In this work, we propose a method that can be used to process the output of combinatorial motif finders in order to find groups of motifs that represent variations of the same motif, thus reducing the outputs to manageable sizes. This output processing step is done by building a graph that represents the co-occurrences of motifs. This graph has one node for each motif found, and one edge between two motifs if they have significant occurrence overlap. The identification of motifs is performed by finding communities in the co-occurrences graph using graph clustering techniques. The motifs in each cluster are finally combined into a composed representation, and a position weight matrix (PWM) is generated. Note that our approach is also able to process and identify complex motifs, i.e. motifs that are built of two or more simple motifs, spaced by a number of bases that falls within a specific range.
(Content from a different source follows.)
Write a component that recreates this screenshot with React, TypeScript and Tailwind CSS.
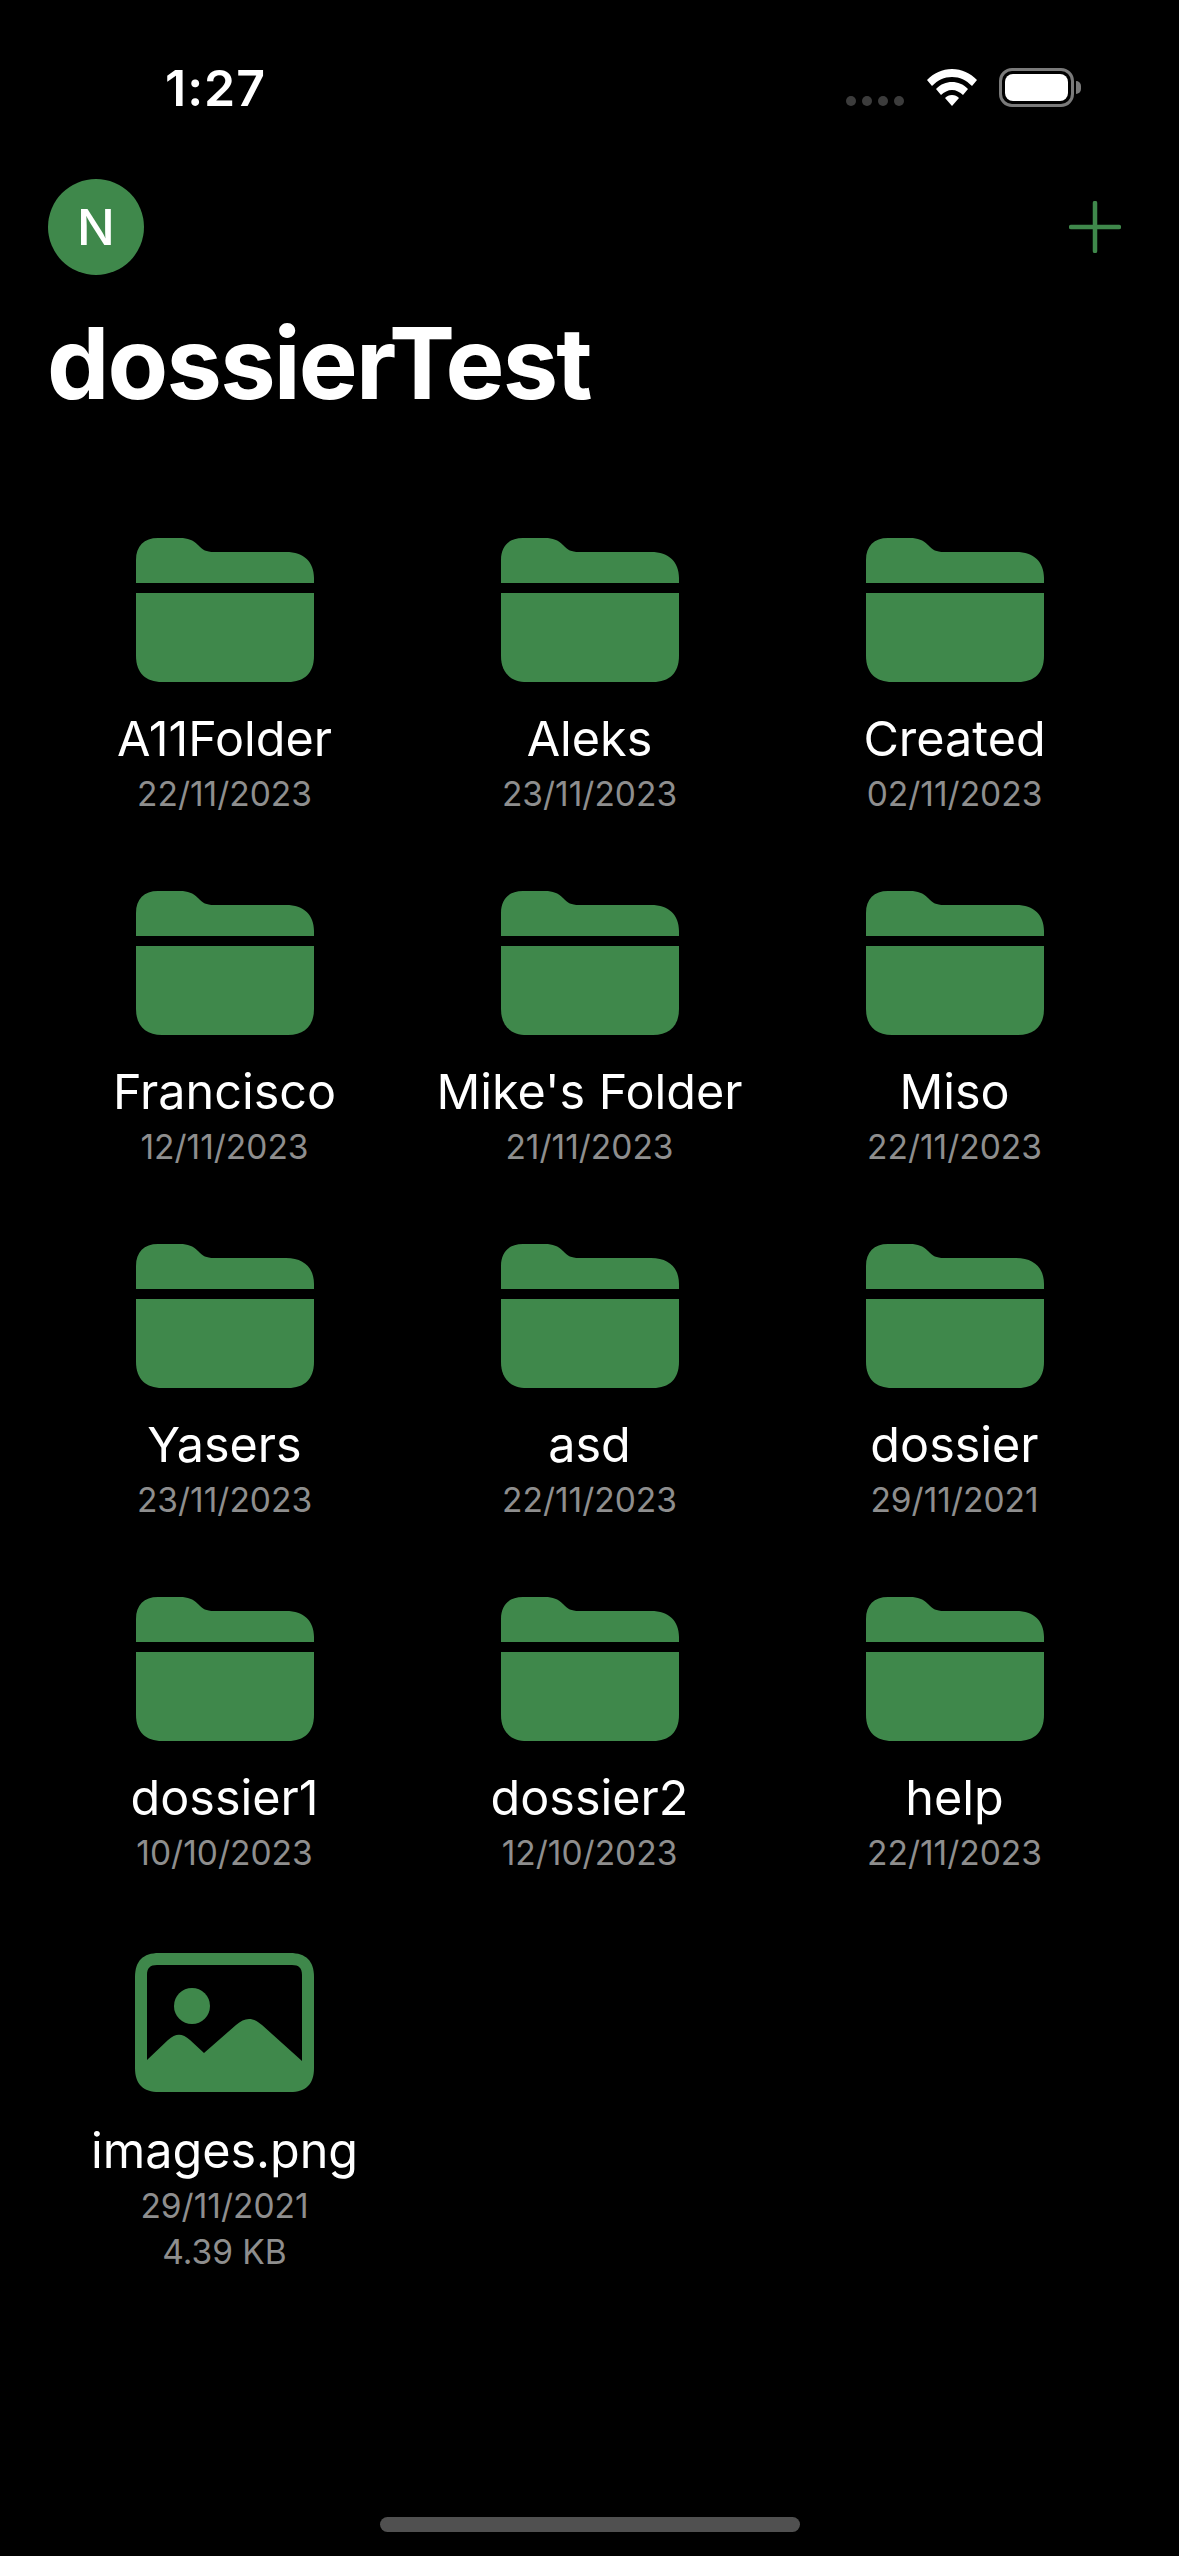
const items = [
  { name: "A11Folder", date: "22/11/2023" },
  { name: "Aleks", date: "23/11/2023" },
  { name: "Created", date: "02/11/2023" },
  { name: "Francisco", date: "12/11/2023" },
  { name: "Mike's Folder", date: "21/11/2023" },
  { name: "Miso", date: "22/11/2023" },
  { name: "Yasers", date: "23/11/2023" },
  { name: "asd", date: "22/11/2023" },
  { name: "dossier", date: "29/11/2021" },
  { name: "dossier1", date: "10/10/2023" },
  { name: "dossier2", date: "12/10/2023" },
  { name: "help", date: "22/11/2023" },
];

function FolderIcon() {
  return (
    <svg width="178" height="144" viewBox="0 0 178 144" className="fill-[#3f884b]">
      <path d="M0 45V22C0 8 8 0 22 0H44C52 0 57 2 62 7C67 12 70 14 78 14H150C168 14 178 24 178 40V45Z" />
      <path d="M0 55H178V118C178 135 168 144 152 144H26C10 144 0 135 0 118Z" />
    </svg>
  );
}

function ImageIcon() {
  return (
    <svg width="179" height="139" viewBox="0 0 179 139" className="fill-[#3f884b]">
      <path
        fillRule="evenodd"
        d="M24 0H155C171 0 179 8 179 24V115C179 131 171 139 155 139H24C8 139 0 131 0 115V24C0 8 8 0 24 0ZM12 107V22C12 15 15 12 22 12H157C164 12 167 15 167 22V108L127 72C118 64 110 64 101 72L69 100L55 87C47 80 41 80 33 87Z"
      />
      <circle cx="57" cy="53" r="18" />
    </svg>
  );
}

function GridItem({ name, date, size, icon }: { name: string; date: string; size?: string; icon: React.ReactNode }) {
  return (
    <div className="flex flex-col items-center">
      <div className="flex h-[144px] items-center justify-center">{icon}</div>
      <p className="mt-[27px] text-[48.5px] leading-[60px] whitespace-nowrap text-white">{name}</p>
      <p className="mt-[3px] text-[33.5px] leading-[45px] text-[#8e8e8e]">{date}</p>
      {size && <p className="mt-[1px] text-[33.5px] leading-[45px] text-[#8e8e8e]">{size}</p>}
    </div>
  );
}

export default function App() {
  return (
    <div className="flex h-[2556px] w-[1179px] flex-col overflow-hidden bg-black font-['Inter',sans-serif] text-white">
      {/* Status bar */}
      <div className="flex h-[179px] items-start justify-between pt-[58px] pr-[98px] pl-[165px]">
        <span className="text-[50px] leading-[60px] font-semibold tracking-[1px]">1:27</span>
        <div className="mt-[10px] flex items-start">
          <div className="mt-[28px] flex gap-[6px]">
            <span className="h-[10px] w-[10px] rounded-full bg-[#3c3c3c]" />
            <span className="h-[10px] w-[10px] rounded-full bg-[#3c3c3c]" />
            <span className="h-[10px] w-[10px] rounded-full bg-[#3c3c3c]" />
            <span className="h-[10px] w-[10px] rounded-full bg-[#3c3c3c]" />
          </div>
          <svg width="50" height="37" viewBox="0 0 50 37" className="mt-[1px] ml-[23px] fill-white">
            <path d="M25 0C35 0 43 4 50 11L45 17C39 11 33 8 25 8C17 8 11 11 5 17L0 11C7 4 15 0 25 0Z" />
            <path d="M25 13C31 13 36 15 41 20L36 26C33 23 29 21 25 21C21 21 17 23 14 26L9 20C14 15 19 13 25 13Z" />
            <path d="M25 26C28 26 30 27 32 29L25 37L18 29C20 27 22 26 25 26Z" />
          </svg>
          <div className="ml-[22px] flex items-center">
            <div className="h-[39px] w-[75px] rounded-[13px] border-[3px] border-[#7a7a7a] p-[3px]">
              <div className="h-full w-full rounded-[8px] bg-white" />
            </div>
            <div className="ml-[2px] h-[13px] w-[5px] rounded-r-full bg-[#7a7a7a]" />
          </div>
        </div>
      </div>

      {/* Nav row */}
      <div className="flex h-[96px] items-center justify-between pr-[58px] pl-[48px]">
        <div className="flex h-[96px] w-[96px] items-center justify-center rounded-full bg-[#3f884b] text-[50px] font-medium">N</div>
        <svg width="52" height="52" viewBox="0 0 52 52" className="stroke-[#3f884b]" strokeLinecap="round" strokeWidth="4.5">
          <path d="M26 2V50" />
          <path d="M2 26H50" />
        </svg>
      </div>

      <h1 className="mt-[28px] pl-[47px] text-[99px] leading-[120px] font-bold tracking-[-1.8px]">dossierTest</h1>

      {/* Files */}
      <div className="mt-[115px] grid auto-rows-[353px] grid-cols-3 pr-[42px] pl-[42px]">
        {items.map((f) => (
          <GridItem key={f.name} name={f.name} date={f.date} icon={<FolderIcon />} />
        ))}
        <GridItem name="images.png" date="29/11/2021" size="4.39 KB" icon={<ImageIcon />} />
      </div>

      <div className="mt-auto mb-[24px] flex justify-center">
        <div className="h-[15px] w-[420px] rounded-full bg-[#505050]" />
      </div>
    </div>
  );
}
We show that this innovative approach leads to a method that is as easy to use as a probabilistic motif finder, and as sensitive to low quorum motifs as a combinatorial motif finder. Furthermore, we derive an approach to evaluate the statistical significance of motif clusters, providing motif rankings, and we show how to combine the output of different motif finders, both combinatorial and probabilistic, leading to an innovative integration method which helps to integrate, analyze and compare the output of several motif finders.

Several tests have been preformed against several well known motif finders, using a set of recently published large-scale compendium of transcription factors, derived from diverse high-throughput experiments in several metazoan. The results show that the method is highly competitive with state of the art methods that use much more extensive information.